Contest will probably run on a machine with very limited number of cores, for example, 8 cores total. On such limited number of cores solution may be not linearly scalable but just fast. So while the solution will be fastest on 8 cores, it may not be "a parallel solution to the problem suitable for thousands of cores". So my idea was/is to distinguish "real parallel solutions to the problem suitable for thousands of cores" and "just fast solutions suitable only for today's very limited number of cores".
For example,
Solution 1:
1 core - 1x (base case)
2 cores - 1.9x
4 cores - 3.5x
8 cores - 6.0x

Solution 2:
1 core - 0.7x
2 cores - 1.4x
4 cores - 2.8x
8 cores - 5.6x

I.e. solution 1 is the fastest on 8 cores, but we see that it significantly degrades and degradation progresses with increasing number of cores. Solution 2 is linearly scalable, although on 8 cores it is still slower.
Solution 1 is not real parallel solution, and suitable only for 8/16 cores maximum. Solution 2 is real parallel solution and suitable for thousands of cores (at least based on this very limited info). So in scalability oriented competition, solution 2 must win, because if we will extrapolate performance curve to 16/32 cores, we will see that it's solution 2 that is fastest.

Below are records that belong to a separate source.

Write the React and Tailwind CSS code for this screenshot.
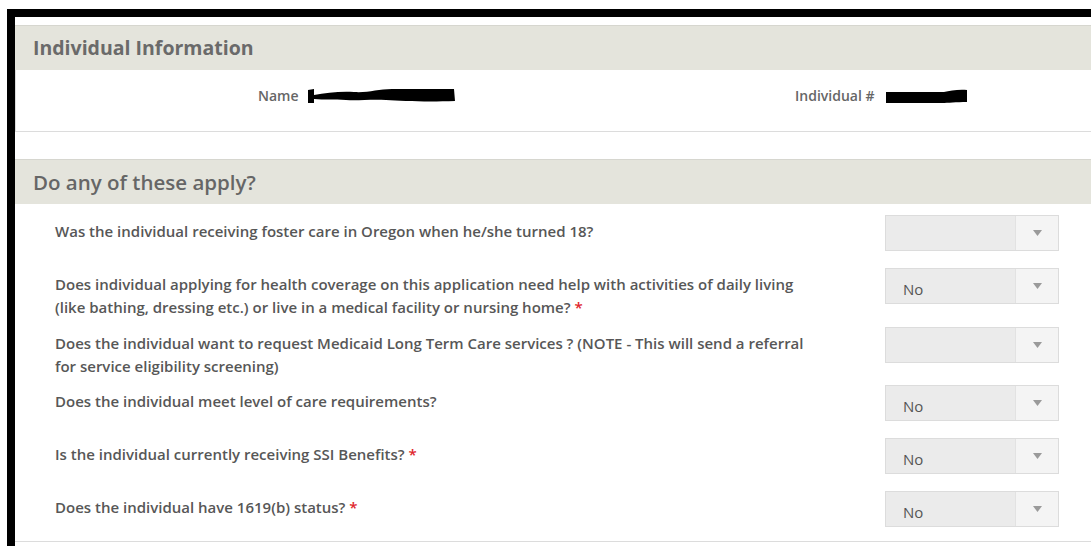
import React from "react";

const questions = [
  {
    text: "Was the individual receiving foster care in Oregon when he/she turned 18?",
    value: "",
    required: false,
    row: "h-[53px]",
  },
  {
    text: "Does individual applying for health coverage on this application need help with activities of daily living (like bathing, dressing etc.) or live in a medical facility or nursing home?",
    value: "No",
    required: true,
    row: "h-[59px]",
  },
  {
    text: "Does the individual want to request Medicaid Long Term Care services ? (NOTE - This will send a referral for service eligibility screening)",
    value: "",
    required: false,
    row: "h-[58px]",
  },
  {
    text: "Does the individual meet level of care requirements?",
    value: "No",
    required: false,
    row: "h-[53px]",
  },
  {
    text: "Is the individual currently receiving SSI Benefits?",
    value: "No",
    required: true,
    row: "h-[53px]",
  },
  {
    text: "Does the individual have 1619(b) status?",
    value: "No",
    required: true,
    row: "h-[50px]",
  },
];

function Select({ value }) {
  return (
    <div className="flex h-[36px] w-[174px] shrink-0 border border-[#dcdcdc] bg-[#ebebeb]">
      <div className="flex flex-1 items-center pl-[17px] pt-[6px] text-[15px] text-[#555] font-['Open_Sans',sans-serif]">
        {value}
      </div>
      <div className="flex w-[43px] items-center justify-center border-l border-[#e2e2e2] bg-[#f4f4f4]">
        <svg width="9" height="6" viewBox="0 0 9 6">
          <path d="M0 0 H9 L4.5 6 Z" fill="#9a9a9a" />
        </svg>
      </div>
    </div>
  );
}

function Redacted({ kind }) {
  if (kind === "name") {
    return (
      <svg width="150" height="18" viewBox="0 0 150 18" className="block">
        <path
          d="M2 3 L8 2 L8 8 C20 6 34 4 48 5 C62 6 72 2 86 2 L148 2 L149 14 C120 15 96 14 80 13 C64 12 52 14 40 13 C28 12 18 13 8 12 L8 16 L2 16 Z"
          fill="#000"
        />
      </svg>
    );
  }
  return (
    <svg width="82" height="15" viewBox="0 0 82 15" className="block">
      <path d="M0 3 L58 3 C64 2 72 0 81 1 L81 13 C70 13 62 14 56 14 L0 14 Z" fill="#000" />
    </svg>
  );
}

export default function App() {
  return (
    <div className="h-[546px] w-[1091px] overflow-hidden bg-white pl-[7px] pt-[9px] font-['Open_Sans',sans-serif]">
      <div className="h-full border-l-[8px] border-t-[8px] border-black pt-[8px]">
        {/* Individual Information */}
        <div className="flex h-[45px] items-center border-t border-[#d6d6cf] bg-[#e4e4dc] pl-[18px] text-[19.5px] font-bold text-[#6a6a6a]">
          Individual Information
        </div>
        <div className="flex h-[62px] items-start border-b border-l border-[#dcdcdc] pl-[242px] pt-[16px] text-[14px] font-semibold leading-[20px] text-[#666]">
          <div className="flex h-[20px] w-[537px] items-center gap-[7px]">
            <span>Name</span>
            <Redacted kind="name" />
          </div>
          <div className="flex h-[20px] items-center gap-[12px]">
            <span>Individual #</span>
            <Redacted kind="id" />
          </div>
        </div>

        <div className="h-[27px]" />

        {/* Do any of these apply? */}
        <div className="flex h-[45px] items-center border-t border-[#d6d6cf] bg-[#e4e4dc] pl-[18px] text-[20.5px] font-semibold text-[#666]">
          Do any of these apply?
        </div>
        <div className="border-b border-[#dcdcdc] pt-[11px]">
          {questions.map((q, i) => (
            <div key={i} className={`flex items-start ${q.row}`}>
              <div className="w-[870px] shrink-0 pl-[40px] pt-[5px] text-[15px] font-semibold leading-[23px] text-[#575757]">
                <div className="w-[755px]">
                  {q.text}
                  {q.required && <span className="text-[#e0242b]"> *</span>}
                </div>
              </div>
              <Select value={q.value} />
            </div>
          ))}
        </div>
      </div>
    </div>
  );
}
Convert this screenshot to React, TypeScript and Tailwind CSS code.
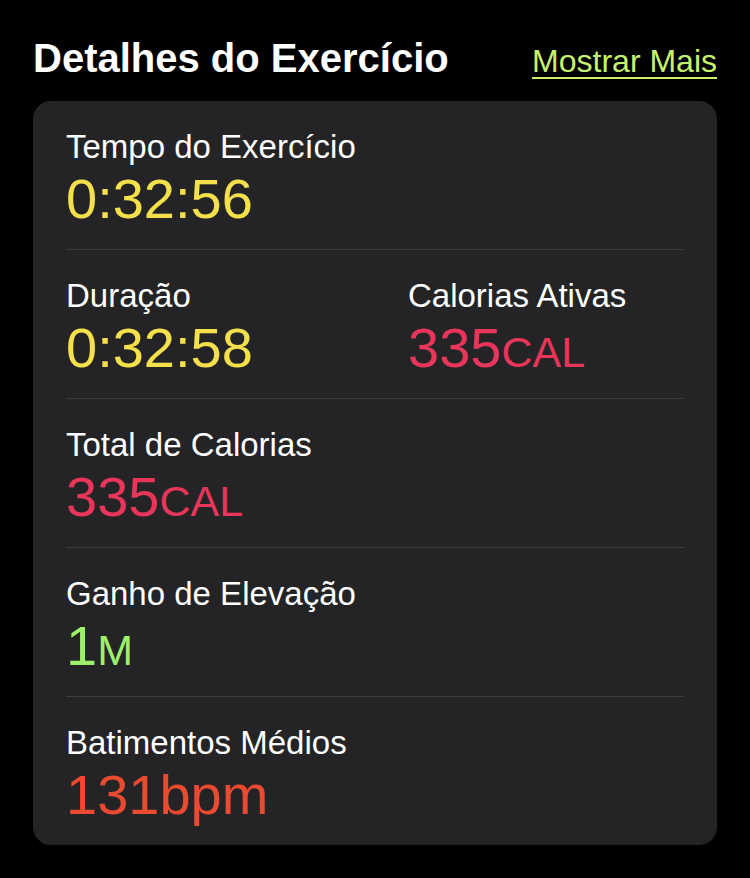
import React from 'react'

type Stat = {
  label: string
  value: string
  unit?: string
  color: string
}

const rows: Stat[][] = [
  [{ label: 'Tempo do Exercício', value: '0:32:56', color: 'text-[#f4e04a]' }],
  [
    { label: 'Duração', value: '0:32:58', color: 'text-[#f4e04a]' },
    { label: 'Calorias Ativas', value: '335', unit: 'CAL', color: 'text-[#e9355a]' },
  ],
  [{ label: 'Total de Calorias', value: '335', unit: 'CAL', color: 'text-[#e9355a]' }],
  [{ label: 'Ganho de Elevação', value: '1', unit: 'M', color: 'text-[#9ef06a]' }],
  [{ label: 'Batimentos Médios', value: '131bpm', color: 'text-[#e94a30]' }],
]

function StatCell({ stat }: { stat: Stat }) {
  return (
    <div>
      <p className="text-[33px] leading-[38px] text-white">{stat.label}</p>
      <p className={`mt-[3px] h-[60px] text-[56px] leading-[60px] ${stat.color}`}>
        {stat.value}
        {stat.unit && <span className="text-[43px] leading-none">{stat.unit}</span>}
      </p>
    </div>
  )
}

export default function App() {
  return (
    <div
      className="min-h-[878px] w-[750px] bg-black pt-[34px]"
      style={{ fontFamily: '"Liberation Sans", Arial, sans-serif' }}
    >
      {/* Header */}
      <div className="flex items-baseline justify-between px-[33px]">
        <h1 className="text-[40px] font-bold leading-[48px] text-white">Detalhes do Exercício</h1>
        <a className="text-[32px] leading-[48px] text-[#c6f36c] underline decoration-2 underline-offset-[5px]">
          Mostrar Mais
        </a>
      </div>

      {/* Card */}
      <div className="mx-[33px] mt-[16px] rounded-[18px] bg-[#242426] px-[33px]">
        {rows.map((row, i) => (
          <div
            key={i}
            className={`grid grid-cols-[342px_1fr] pt-[27px] pb-[20px] ${
              i < rows.length - 1 ? 'border-b border-[#3d3d40]' : ''
            }`}
          >
            {row.map((stat) => (
              <StatCell key={stat.label} stat={stat} />
            ))}
          </div>
        ))}
      </div>
    </div>
  )
}
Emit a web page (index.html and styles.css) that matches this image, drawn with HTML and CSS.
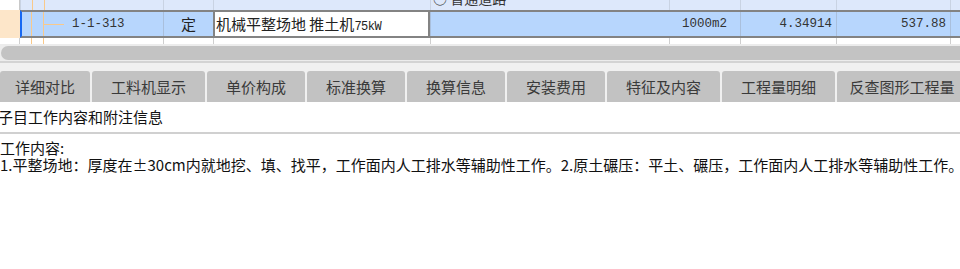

So, the formal criterion for scalability oriented contest may be following. Extrapolate performance curve to, for example, 4x more cores and then see who is the fastest on 4x more cores. Extrapolation technique must be formalized.

Although, must-much better criterion for scalability oriented contest will be just to run solutions on 128-core system, and see who is the fastest. On that much number of cores solutions just have to scale. If Intel will be able to provide such machines, it will be great.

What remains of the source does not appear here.